> [What is being asked] Below are the records. List every line holding the word "this".

> [Information given]

□ □ □ □ □ □ □

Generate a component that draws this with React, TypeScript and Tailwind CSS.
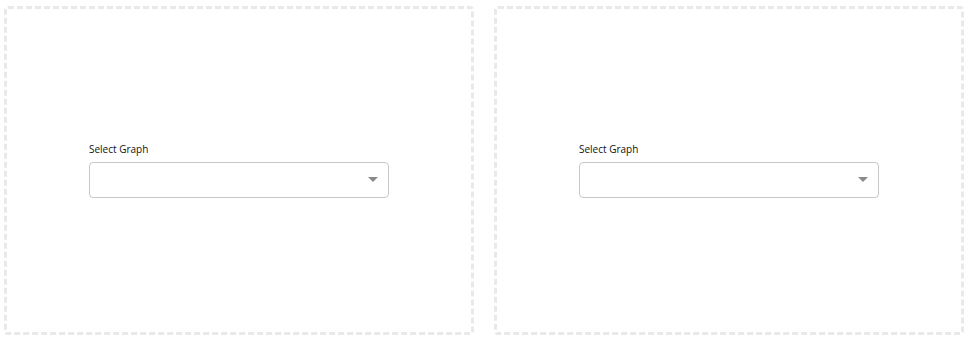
function GraphPanel() {
  return (
    <div className="flex h-[329px] w-[470px] items-center justify-center rounded-[4px] border-[3px] border-dashed border-[#e9e9e9] bg-white">
      <div className="mb-[2px] flex w-[300px] flex-col">
        <label className="mb-[5px] text-[10px] leading-[15px] text-[#111]">Select Graph</label>
        <div className="flex h-9 w-full items-center justify-end rounded-[4px] border border-[#c8c8c8] bg-white pr-[10px]">
          <svg width="10" height="5" viewBox="0 0 10 5">
            <path d="M0 0 L10 0 L5 5 Z" fill="#8a8a8a" />
          </svg>
        </div>
      </div>
    </div>
  )
}

export default function App() {
  return (
    <div className="flex h-[347px] w-[971px] gap-5 bg-white pl-1 pt-[6px] font-['Open_Sans',sans-serif]">
      <GraphPanel />
      <GraphPanel />
    </div>
  )
}
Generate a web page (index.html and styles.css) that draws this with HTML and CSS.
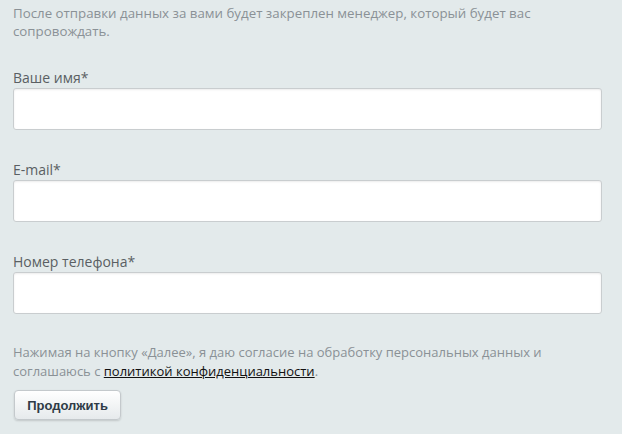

□ □ □ □ □ □ □

> [Task output]
Generate a component that draws this with React, TypeScript and Tailwind CSS.
Generate a web page (index.html and styles.css) that draws this with HTML and CSS.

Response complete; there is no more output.